Before getting started, you need to know some basics about the most popular trees and how to best select them. The National Christmas Tree Association has compiled the following list based on availability and annual sales:
1. Frasier Fir
This tree smells great and holds on to needles longer than the average fir. It has a nice, dark green color and travels well.
2. Douglas Fir
While it isn't exactly a true fir tree, the Douglas is a hugely popular option for folks with a reasonable budget. These trees are very dense and have much smaller needles than the average Christmas tree.
3. Balsam Fir
This pyramid-shaped tree has huge appeal with its flat and short branches that hold ornaments well. It's very fragrant too.
4. Colorado Blue Spruce
Often times this tree is sold with roots to be planted post-holiday season and is the official White House Lawn Christmas tree. The Colorado Spruce boasts bluish needles that rarely drop, unlike many of the fir varieties.
5. Noble Fir
These stately trees are known for being very symmetrical and their strong branches make perfect ornament supports. Branches are more widely spaced with allows for attractive display. Needles are more flat than most and almost sticky with a plastic feel.
The Living Tree Purchase
Your two most prominent options for buying the holiday tree are at a local lot or a tree farm. While going to a lot is much more expedient, getting the family together for a tree farm road trip is becoming a popular tradition. If you buy a tree from a lot keep in mind that it has been chopped for a few days. Look for trees that have few brown needles and don't drop a ton when you gently shake it. Although many trees are colored prior to lot arrival, it doesn't shorten the life span of it--just be aware that it's a common practice. Selecting your own tree from the farm is the only way to insure an absolutely fresh specimen.
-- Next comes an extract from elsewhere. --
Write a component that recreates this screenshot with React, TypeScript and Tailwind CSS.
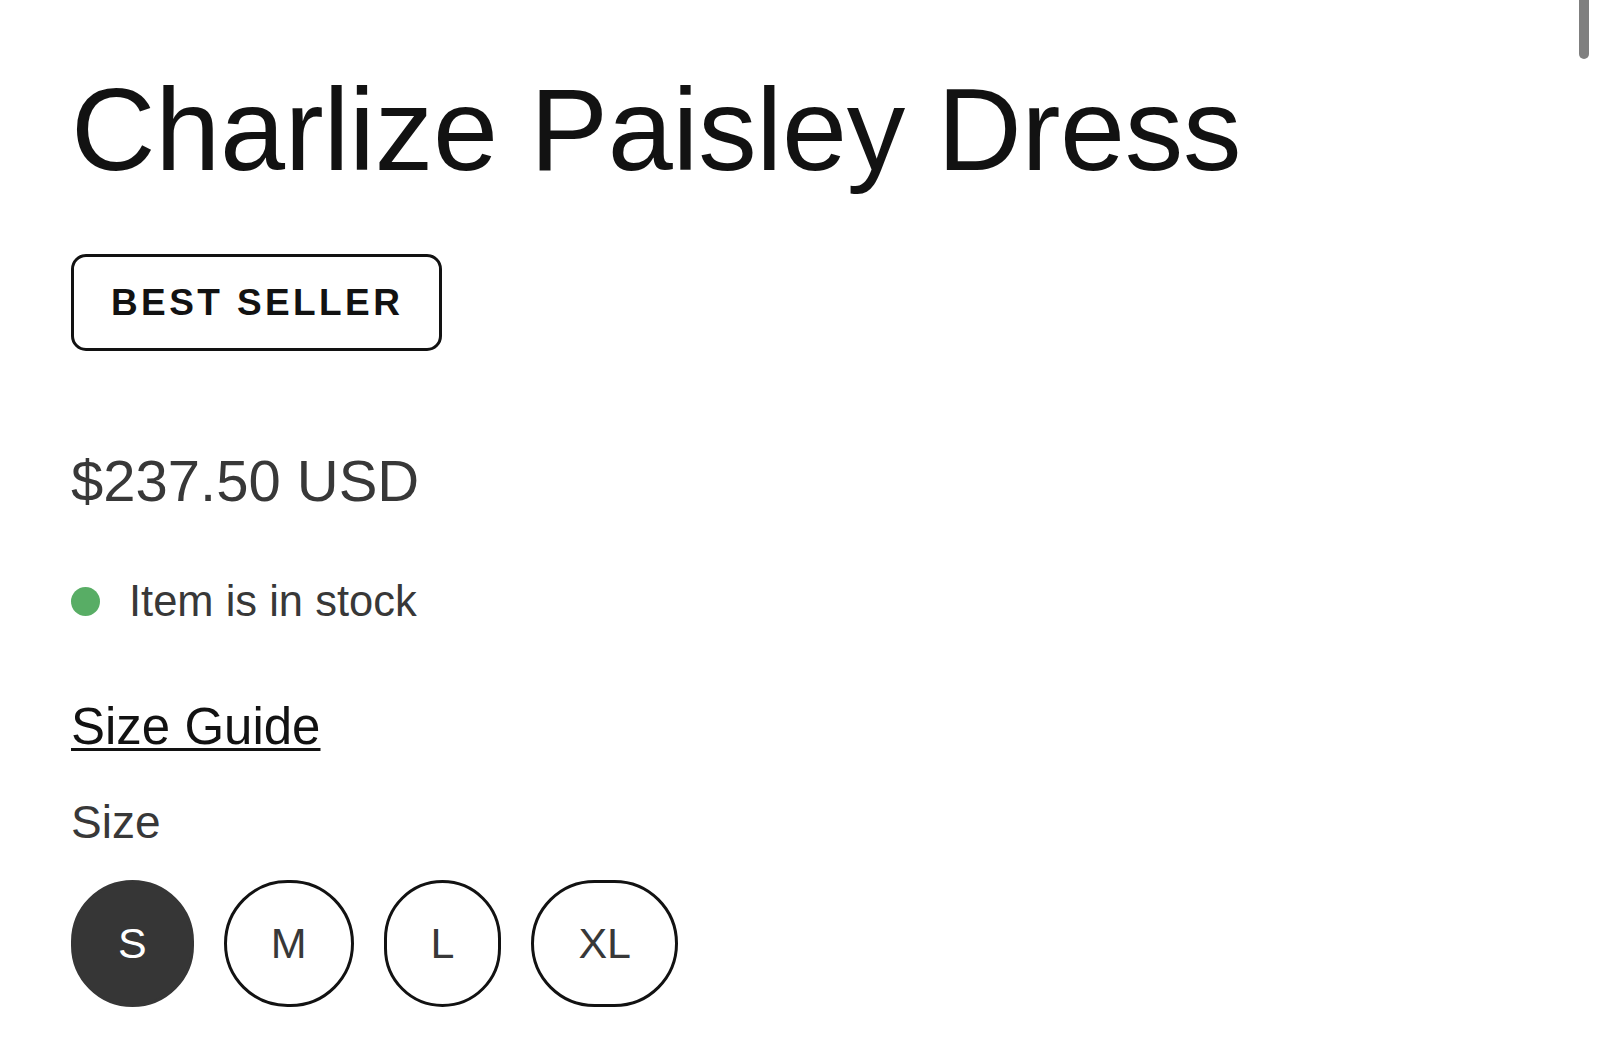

I can't advocate buying a fake tree. It's just not part of my DNA. Although I grunt and grumble over the price of live trees, it's still mandatory that we avoid plastic and spray on tree "scent". But I understand the appeal of artificial--no dropping needles, cheaper long-term costs, and no water spills make it an easy sell. If you choose the assembly tree, be smart about your purchase. You won't get another chance to select a different shape or type for many years.